- **ENTRIES SUPPLIED**
........

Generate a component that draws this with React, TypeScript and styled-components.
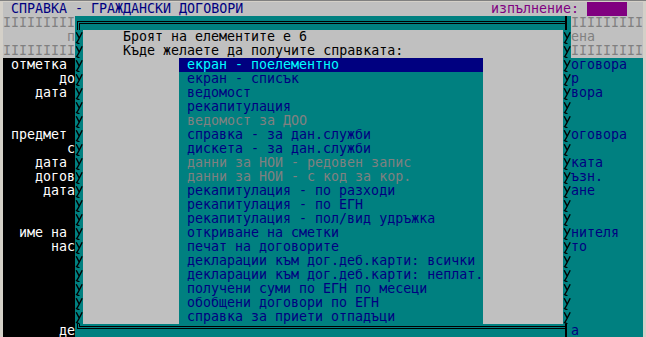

........

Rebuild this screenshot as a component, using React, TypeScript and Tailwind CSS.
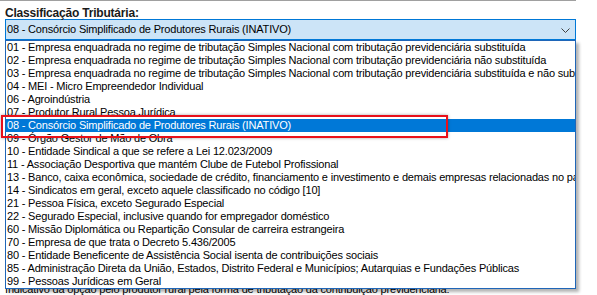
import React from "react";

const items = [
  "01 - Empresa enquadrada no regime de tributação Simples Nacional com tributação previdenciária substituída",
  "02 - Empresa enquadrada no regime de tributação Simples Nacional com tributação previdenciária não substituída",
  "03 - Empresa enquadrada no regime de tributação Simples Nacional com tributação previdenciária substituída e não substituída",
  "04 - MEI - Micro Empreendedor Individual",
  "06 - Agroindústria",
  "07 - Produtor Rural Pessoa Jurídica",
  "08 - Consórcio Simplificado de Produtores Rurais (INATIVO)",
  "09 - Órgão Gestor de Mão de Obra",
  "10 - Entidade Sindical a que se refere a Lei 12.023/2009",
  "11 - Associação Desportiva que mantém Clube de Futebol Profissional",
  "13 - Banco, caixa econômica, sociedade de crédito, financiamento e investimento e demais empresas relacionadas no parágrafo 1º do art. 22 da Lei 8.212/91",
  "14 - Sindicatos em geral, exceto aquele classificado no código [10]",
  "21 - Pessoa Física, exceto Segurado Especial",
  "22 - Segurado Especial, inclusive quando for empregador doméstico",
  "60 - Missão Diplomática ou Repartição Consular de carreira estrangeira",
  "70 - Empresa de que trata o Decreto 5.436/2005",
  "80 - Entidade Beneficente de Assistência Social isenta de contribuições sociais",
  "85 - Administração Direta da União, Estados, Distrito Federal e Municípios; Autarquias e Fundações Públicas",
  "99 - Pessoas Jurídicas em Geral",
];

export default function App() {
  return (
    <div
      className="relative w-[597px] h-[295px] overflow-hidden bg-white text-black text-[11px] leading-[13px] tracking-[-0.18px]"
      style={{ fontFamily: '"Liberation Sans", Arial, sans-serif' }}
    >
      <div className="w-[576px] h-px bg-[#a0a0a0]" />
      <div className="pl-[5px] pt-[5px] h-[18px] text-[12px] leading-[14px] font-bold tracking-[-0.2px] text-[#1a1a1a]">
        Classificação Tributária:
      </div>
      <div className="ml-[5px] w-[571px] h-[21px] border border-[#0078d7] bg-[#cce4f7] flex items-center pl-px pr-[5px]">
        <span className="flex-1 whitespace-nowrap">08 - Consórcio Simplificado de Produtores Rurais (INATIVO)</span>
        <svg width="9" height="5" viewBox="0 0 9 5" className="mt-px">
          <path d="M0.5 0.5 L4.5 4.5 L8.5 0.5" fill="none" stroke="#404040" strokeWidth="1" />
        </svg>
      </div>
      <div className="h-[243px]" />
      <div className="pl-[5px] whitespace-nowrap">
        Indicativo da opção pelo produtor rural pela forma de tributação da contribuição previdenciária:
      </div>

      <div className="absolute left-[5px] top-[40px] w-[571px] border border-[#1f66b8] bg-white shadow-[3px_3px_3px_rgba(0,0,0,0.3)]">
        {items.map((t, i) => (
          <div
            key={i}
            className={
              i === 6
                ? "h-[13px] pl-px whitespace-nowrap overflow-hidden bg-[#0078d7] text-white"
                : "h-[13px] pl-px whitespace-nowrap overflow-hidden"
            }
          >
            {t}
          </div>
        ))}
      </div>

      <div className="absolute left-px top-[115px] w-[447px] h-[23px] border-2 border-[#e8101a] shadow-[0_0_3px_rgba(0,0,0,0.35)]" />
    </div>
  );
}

........

Using the entries above, extract exactly the lines from the one that contains "Rebuild this screenshot" through the one that contains "import React from". Do not carry over any pictures.

Rebuild this screenshot as a component, using React, TypeScript and Tailwind CSS.
import React from "react";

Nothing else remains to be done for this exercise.